England made a treaty—France did, and there was no doubt about the confirmation by those governments of those treaties. If they could safely do it, why could not the United States? In what respect has it higher responsibilities and more valuable privileges to lose than those great nations as between nations? They may be expected to be as careful in the preservation of their sovereigns, and what may come by way of damage to them by future contracts; but it remains for the gentlemen who have exalted the Senate above everything to find in the Constitution something that prevents them from doing what must be done if the cause of universal peace is to prosper. But they say, “There may arise after you have made a contract some question coming within the described class that you do not want to submit, some question in which you are likely to be beaten, in which you are likely to suffer a great national loss.” Well, you cannot make omelets without breaking eggs. You cannot always have a jughandled arrangement in international agreements. You must expect sometimes to be beaten. A sure thing among gentlemen who bet even is not regarded as the most honourable standard for making bets; and certainly one who would refuse to abide the judgment of a Court unless he knew in advance that the Judge was with him, is not the kind of a litigant that we are in the habit of welcoming into Courts.

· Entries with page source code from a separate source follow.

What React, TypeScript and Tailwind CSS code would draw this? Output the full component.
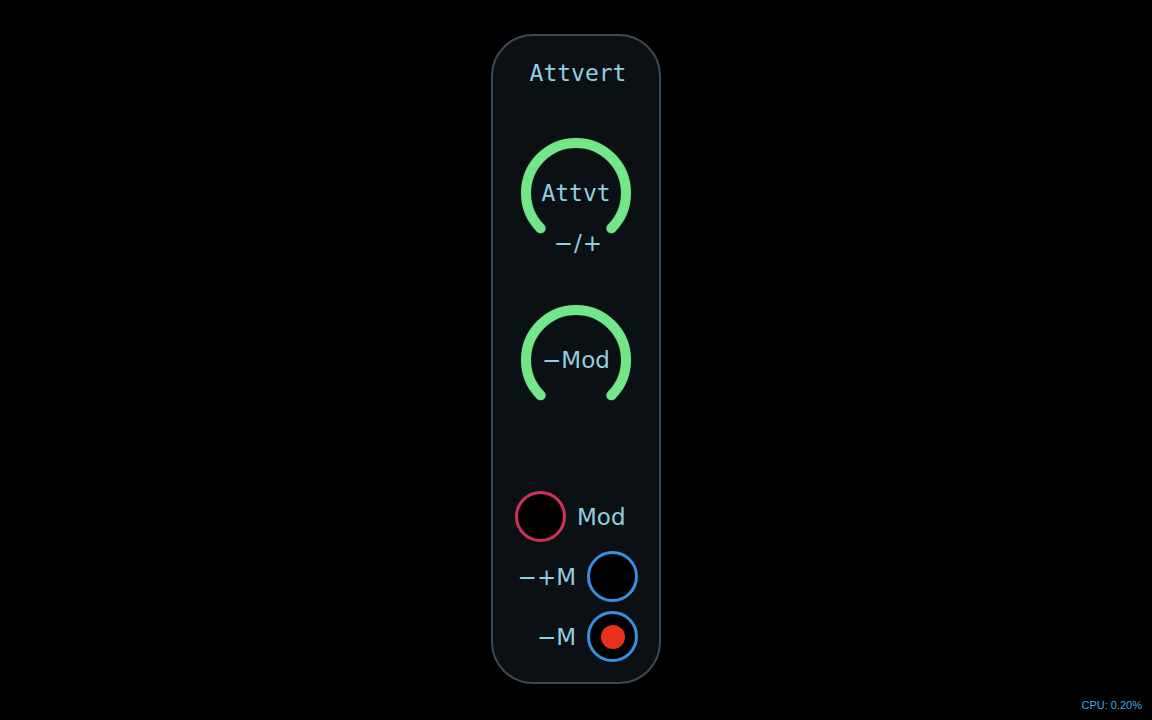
const MONO = "font-['DejaVu_Sans_Mono',monospace]";
const SANS = "font-['DejaVu_Sans',sans-serif]";

function Knob({ label, mono }: { label: string; mono?: boolean }) {
  return (
    <div className="relative h-[120px] w-[120px]">
      <svg width="120" height="120" viewBox="0 0 120 120">
        <path
          d="M 24.64 95.36 A 50 50 0 1 1 95.36 95.36"
          fill="none"
          stroke="#0f2418"
          strokeWidth="11.5"
          strokeLinecap="round"
        />
        <path
          d="M 24.64 95.36 A 50 50 0 1 1 95.36 95.36"
          fill="none"
          stroke="#72e688"
          strokeWidth="10"
          strokeLinecap="round"
        />
      </svg>
      <div
        className={`absolute inset-0 flex items-center justify-center text-[23px] leading-[28px] text-[#90cfe0] ${mono ? MONO : SANS}`}
      >
        {label}
      </div>
    </div>
  );
}

function Jack({ color, lit }: { color: string; lit?: boolean }) {
  return (
    <div
      className={`flex h-[51px] w-[51px] items-center justify-center rounded-full border-[3px] bg-black ${color}`}
    >
      {lit && <div className="h-[24px] w-[24px] rounded-full bg-[#e8321e]" />}
    </div>
  );
}

export default function App() {
  return (
    <div className="relative h-[720px] w-full overflow-hidden bg-black">
      <div className="mx-auto mt-[34px] flex h-[650px] w-[170px] flex-col items-center rounded-[42px] border-2 border-[#3a4a58] bg-[#0b1014]">
        <div className={`pl-[4px] pt-[23px] text-[23px] leading-[28px] text-[#90cfe0] ${MONO}`}>Attvert</div>

        <div className="mt-[46px]">
          <Knob label="Attvt" mono />
        </div>
        <div className={`-mt-[24px] pl-[5px] text-[23px] leading-[28px] tracking-[1px] text-[#90cfe0] ${SANS}`}>−/+</div>

        <div className="mt-[43px]">
          <Knob label="−Mod" />
        </div>

        <div className={`mt-[71px] flex w-full flex-col gap-[9px] text-[23px] leading-[28px] text-[#90cfe0] ${SANS}`}>
          <div className="flex items-center gap-[11px] pl-[22px]">
            <Jack color="border-[#d0305c]" />
            <span>Mod</span>
          </div>
          <div className="flex items-center justify-end gap-[11px] pr-[21px]">
            <span>−+M</span>
            <Jack color="border-[#3a8ee0]" />
          </div>
          <div className="flex items-center justify-end gap-[11px] pr-[21px]">
            <span>−M</span>
            <Jack color="border-[#3a8ee0]" lit />
          </div>
        </div>
      </div>

      <div className="absolute bottom-[7px] right-[10px] font-['Liberation_Sans',sans-serif] text-[11px] text-[#3aa8ec]">
        CPU: 0.20%
      </div>
    </div>
  );
}
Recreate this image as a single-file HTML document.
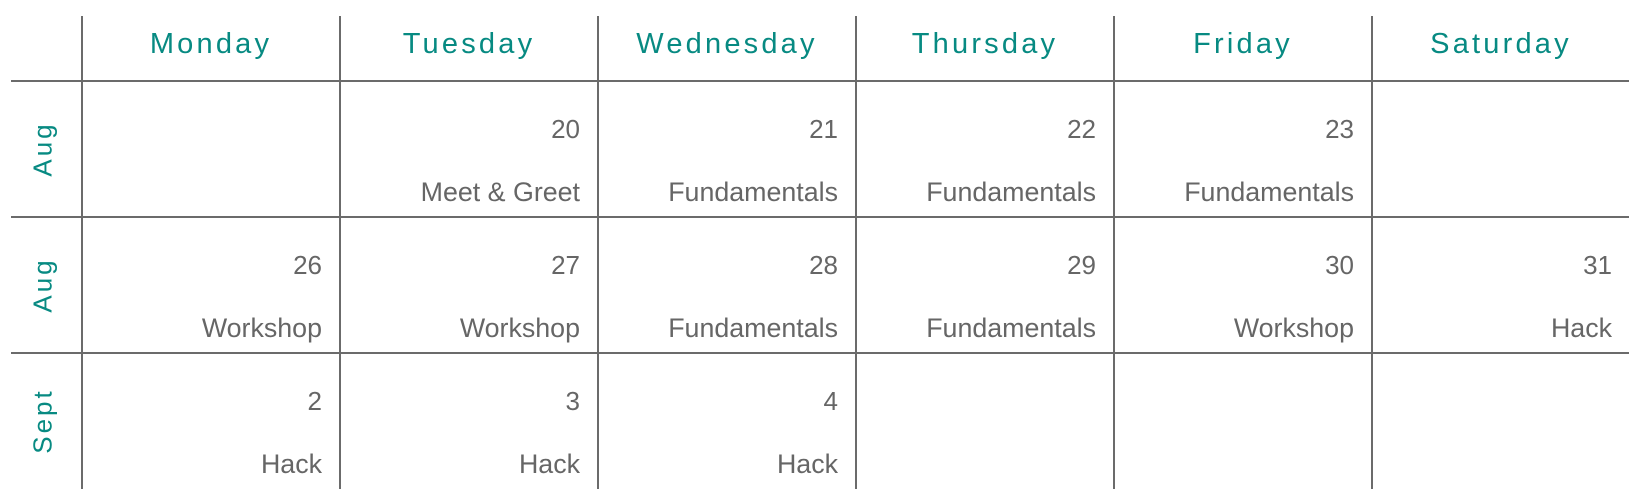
<!DOCTYPE html>
<html><head><meta charset="utf-8"><style>
html,body{margin:0;padding:0;background:#fff;}
body{width:1646px;height:501px;position:relative;overflow:hidden;font-family:"Liberation Sans",Arial,sans-serif;}
.v{position:absolute;width:2px;background:#6b6b6b;top:16px;height:473px;}
.h{position:absolute;height:2px;background:#6b6b6b;left:11px;width:1618px;}
.hd{position:absolute;top:24px;width:258px;text-align:center;color:#078a82;font-size:29px;letter-spacing:3.2px;line-height:40px;}
.t{position:absolute;width:240px;text-align:right;color:#666;line-height:30px;}
.n{font-size:26px;}
.e{font-size:26.8px;}
.m{position:absolute;left:43px;color:#078a82;font-size:26px;letter-spacing:3px;transform:translate(-50%,-50%) rotate(-90deg);white-space:nowrap;}
</style></head><body>
<div class="v" style="left:81px"></div>
<div class="v" style="left:339px"></div>
<div class="v" style="left:597px"></div>
<div class="v" style="left:855px"></div>
<div class="v" style="left:1113px"></div>
<div class="v" style="left:1371px"></div>
<div class="h" style="top:80px"></div>
<div class="h" style="top:216px"></div>
<div class="h" style="top:352px"></div>

<div class="hd" style="left:82px">Monday</div>
<div class="hd" style="left:340px">Tuesday</div>
<div class="hd" style="left:598px">Wednesday</div>
<div class="hd" style="left:856px">Thursday</div>
<div class="hd" style="left:1114px">Friday</div>
<div class="hd" style="left:1372px">Saturday</div>

<div class="m" style="top:149px">Aug</div>
<div class="m" style="top:285px">Aug</div>
<div class="m" style="top:421px">Sept</div>

<!-- row1 -->
<div class="t n" style="left:340px;top:114px">20</div>
<div class="t e" style="left:340px;top:177px">Meet &amp; Greet</div>
<div class="t n" style="left:598px;top:114px">21</div>
<div class="t e" style="left:598px;top:177px">Fundamentals</div>
<div class="t n" style="left:856px;top:114px">22</div>
<div class="t e" style="left:856px;top:177px">Fundamentals</div>
<div class="t n" style="left:1114px;top:114px">23</div>
<div class="t e" style="left:1114px;top:177px">Fundamentals</div>
<!-- row2 -->
<div class="t n" style="left:82px;top:250px">26</div>
<div class="t e" style="left:82px;top:313px">Workshop</div>
<div class="t n" style="left:340px;top:250px">27</div>
<div class="t e" style="left:340px;top:313px">Workshop</div>
<div class="t n" style="left:598px;top:250px">28</div>
<div class="t e" style="left:598px;top:313px">Fundamentals</div>
<div class="t n" style="left:856px;top:250px">29</div>
<div class="t e" style="left:856px;top:313px">Fundamentals</div>
<div class="t n" style="left:1114px;top:250px">30</div>
<div class="t e" style="left:1114px;top:313px">Workshop</div>
<div class="t n" style="left:1372px;top:250px">31</div>
<div class="t e" style="left:1372px;top:313px">Hack</div>
<!-- row3 -->
<div class="t n" style="left:82px;top:386px">2</div>
<div class="t e" style="left:82px;top:449px">Hack</div>
<div class="t n" style="left:340px;top:386px">3</div>
<div class="t e" style="left:340px;top:449px">Hack</div>
<div class="t n" style="left:598px;top:386px">4</div>
<div class="t e" style="left:598px;top:449px">Hack</div>
</body></html>
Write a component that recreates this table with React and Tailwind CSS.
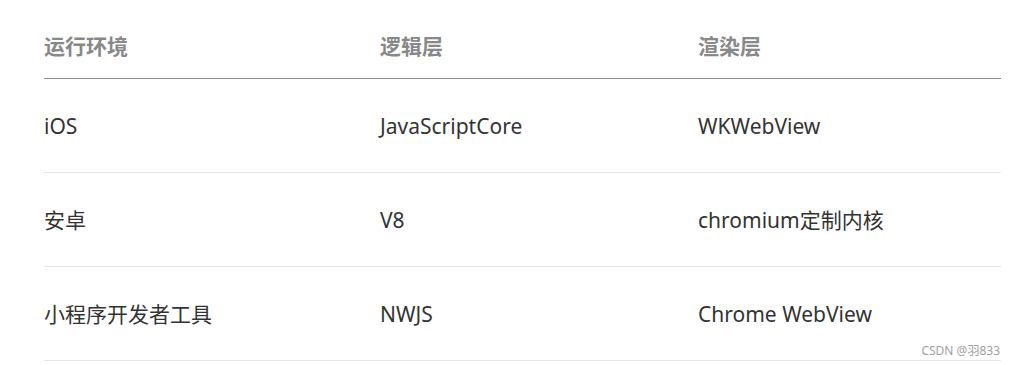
import React from 'react';

const rows = [
    ["iOS", "JavaScriptCore", "WKWebView"],
    ["安卓", "V8", "chromium定制内核"],
    ["小程序开发者工具", "NWJS", "Chrome WebView"],
];

const font = { fontFamily: '"Noto Sans", "Noto Sans CJK SC", sans-serif' };

function App() {
    return (
        <div className="relative w-[1015px] h-[365px] bg-white overflow-hidden" style={font}>
            <div className="ml-[44px] w-[957px]">
                {/* header */}
                <div className="grid grid-cols-[336px_318px_1fr] h-[79px] border-b border-[#8c8c8c] pt-[32px] text-[21px] leading-[28px] font-bold text-[#888888]">
                    <div>运行环境</div>
                    <div>逻辑层</div>
                    <div>渲染层</div>
                </div>
                {rows.map((row, index) => (
                    <div key={index} className="grid grid-cols-[336px_318px_1fr] items-center h-[94px] border-b border-[#e6e6e6] text-[21px] leading-[28px] text-[#333333]">
                        {row.map((cell, i) => (
                            <div key={i}>{cell}</div>
                        ))}
                    </div>
                ))}
            </div>
            <div className="absolute right-[15px] top-[343px] text-[12px] leading-[16px] text-[#a0a0a0]">CSDN @羽833</div>
        </div>
    );
}

export default App;
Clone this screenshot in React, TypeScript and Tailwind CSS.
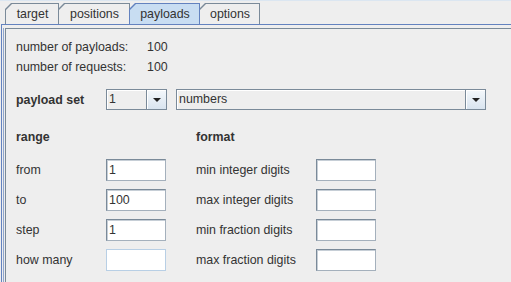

And that leads me to a reference that has been made here with reference to the Panama Canal. My friend, Mr. Clews, differs with me and with the Administration in the construction of that treaty. That is all right. I suppose questions

before have arisen as to construction of contracts in which good honest people have been on both sides. Now that presents to me a very significant and useful example with respect to arbitration. A good many people are saying, “Don’t arbitrate because you are going to lose. This is our canal, and while England is making a point of it, England would not fight about it, and, therefore, why give up when you are not likely to get an arbitration that will be satisfactory to you and your view of the construction?” Even if this were correct as to probability of result, which I need not, and do not admit, that is just the time when I am in favour of an arbitration. I mean that I have not gone about the country urging arbitration for the purpose of using that as a platform subject to attract the attention and approval of the audience. I hope I was more conscientious in advocating what I did advocate through the country on that head, and when I said to them that we never would have an arbitration that would be effective until we entered into an obligation that brought us into arbitration when we did not think we would win. That is the time that tests your faith in that method of settlement. Now I am willing, and indeed I would be ashamed not to be willing, to arbitrate any question with Great Britain in the construction of a treaty when we reach the exact issue which there is between the two nations. There need not be any public doubt on that subject so far as this administration is concerned. When there is a difference that cannot be reconciled by a negotiation and adjustment, then we are entirely willing to submit it to a impartial tribunal. I am hopeful that we may get it either to settlement or '0 submission before the Administration, in which I have the honour to be a dissolving view, shall cease; but it may not be because these international negotiations move slowly. But I am glad to take this opportunity in this presence to say that if the time comes, there will be no doubt about what I will do in respect to the submission of that question, as far as my power goes, to an impartial tribunal for its settlement, if that is necessary.


I said that I rose with regret, and I have explained to you why. I rise also with pleasure because it is a great pleasure to believe that associations like this continue the feeling in favour of peace, and that, after all, though the defeat of those treaties in the Senate was a great disappointment, the making of them and the agitation with respect to them was a step toward the goal which we all hope to reach. My own idea was that if we could make those treaties, they would form the basis for a treaty with every other nation and the United States, and then between other nations than the United States, and finally, by interlocking and intertwining all the treaties, we might easily then come to the settlement of all international questions by a Court of arbitration, a permanent, well-established Court of arbitration, whose powers would be enforced by the agreement of all nations, and into which any nation might come as a complainant and bring in any other nation as a defendant and compel that defendant nation to answer to the complaint under the rules of law established for international purposes, and under the rules of law which would necessarily, with such a Court grow into an international code that would embrace all the higher moral rules of Christian civilization. Now that is the ideal that I had. It is the ideal that I still cherish, and while we received a body blow in taking away our power to enter into such an obligation for an arbitral Court by the view of these constitutional lawyers who would limit the power of the Senate to contract for the future because it might diminish their own power in the future, nevertheless, we may hope that as time goes on those views will be modified. We may hope that the cause of peace may command more votes than it seems to have done in the past. It is not perhaps a question for political discussion in the sense of being a party question. It is one that is bound to grow and quietly establish itself, and perhaps that influence will work even upon that rockribbed body, the Senate of the United States.